Sześć lat nauki i najniższa krajowa
Zarobki pracowników IW są bardzo różne w zależności od województwa, ale można powiedzieć, że pracownicy zarabiają najniższą krajową, ale są też osoby które zarabiają 4 tys. zł brutto. Należy zaznaczyć, że 4 tys. brutto zarabiają najczęściej pracownicy z wyższym wykształceniem, również lekarze weterynarii, wieloletnim stażem pracy, wysoko wyspecjalizowani i wyszkoleni. Pracownicy początkujący zarabiają często najniższą krajową, a należy zaznaczyć, że są to również osoby z wyższym wykształceniem.

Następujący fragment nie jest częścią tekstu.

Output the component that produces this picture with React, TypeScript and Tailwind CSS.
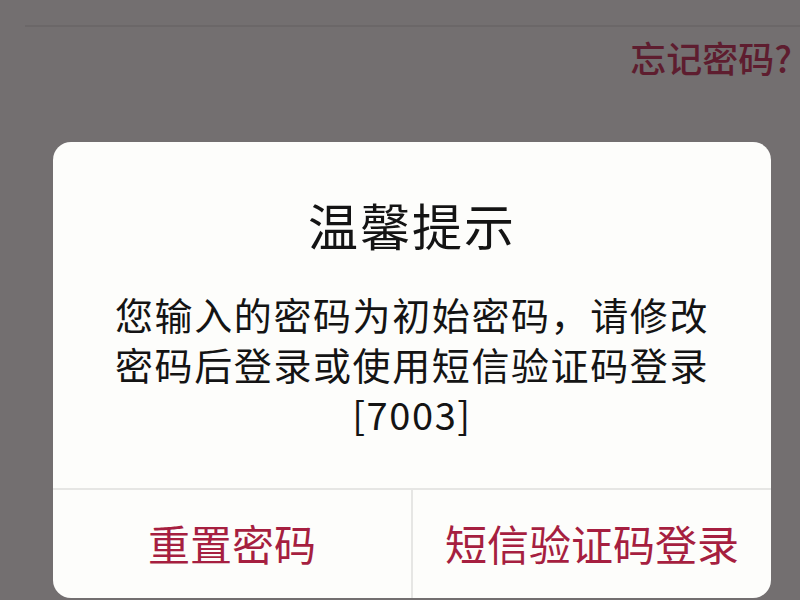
import React from 'react';

const font = { fontFamily: '"Noto Sans CJK SC", "Noto Sans", sans-serif' };

export default function App() {
  return (
    <div className="w-[800px] h-[600px] bg-[#736f70] overflow-hidden" style={font}>
      <div className="pt-[25px] pl-[25px]">
        <div className="h-[2px] bg-[#6b6768]" />
      </div>
      <div className="flex justify-end pr-[8px] mt-[10px] h-[40px] items-center">
        <span className="text-[36px] leading-[40px] font-medium text-[#5e1d2f]">忘记密码?</span>
      </div>

      <div className="ml-[53px] mt-[65px] w-[718px] h-[456px] bg-[#fdfdfb] rounded-[18px] flex flex-col">
        <div className="h-[348px] flex flex-col items-center border-b-2 border-[#e6e6e4]">
          <div className="pt-[52px] text-[50px] leading-[60px] text-[#141414] tracking-[2px]">温馨提示</div>
          <div className="mt-[35px] text-[38px] leading-[50px] text-[#141414] text-center tracking-[1.6px]">
            <div>您输入的密码为初始密码，请修改</div>
            <div>密码后登录或使用短信验证码登录</div>
            <div>[7003]</div>
          </div>
        </div>
        <div className="flex-1 flex">
          <button className="flex-1 flex items-center justify-center text-[42px] text-[#a61f40] border-r-2 border-[#e6e6e4] pb-[4px]">
            重置密码
          </button>
          <button className="flex-1 flex items-center justify-center text-[42px] text-[#a61f40] pb-[4px]">
            短信验证码登录
          </button>
        </div>
      </div>
    </div>
  );
}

Aby uzyskać tytuł lekarza weterynarii należy ukończyć bardzo trudne studia wyższe – medycynę weterynaryjną, które trwają 6 lat. Lekarze weterynarii, aby utrzymać się na rynku pracy zobowiązani są do ustawicznego szkolenia i podnoszenia swoich kwalifikacji. Wielu lekarzy weterynarii pracujących w IW ukończyło dodatkowo studia specjalizacyjne, niektórzy nie jedne. Obowiązek ukończenia określonych studiów podyplomowych dotyczy głównie stanowisk kierowniczych w IW. Studia podyplomowe trwają min. 2 lata. Dodatkowo lekarze uczestniczą w wielu szkoleniach organizowanych w kraju. Wielu lekarzy zna języki obce, co daje możliwość uczestniczenia w szkoleniach organizowanych przez UE w innych krajach, w ramach europejskich programów edukacyjnych.
To nie jest strajk
Zacznijmy od tego, że to nie jest strajk, tylko akcja protestacyjna. Pracownicy PIW nie zgadzają się na niskie płace. Obecnie władze związku prowadzą dialog z Ministrem Rolnictwa. W przypadku bierności na postulaty związku protest ulegnie zaostrzeniu. Jak mówią pracownicy „czekamy na decyzje władz związku dotyczące formy zaostrzenia protestu”.
Nie tylko lekarze
W Inspekcji Weterynaryjnej pracują również osoby z innym wyższym wykształceniem: zootechnicy, technolodzy żywności, rolnicy, farmaceuci, laboranci w Zakładach Higieny Weterynaryjnej. Jednak Inspekcja to nie tylko pracownicy merytoryczni, ale również bardzo ważny i niezbędny do funkcjonowania Inspekcji tzw. „personel pomocniczy”. Są to także osoby z wyższym wykształceniem: księgowi, kadrowi, sekretarki, radcy prawni, informatycy, BHP-owcy, inspektorzy ODO, kierowcy.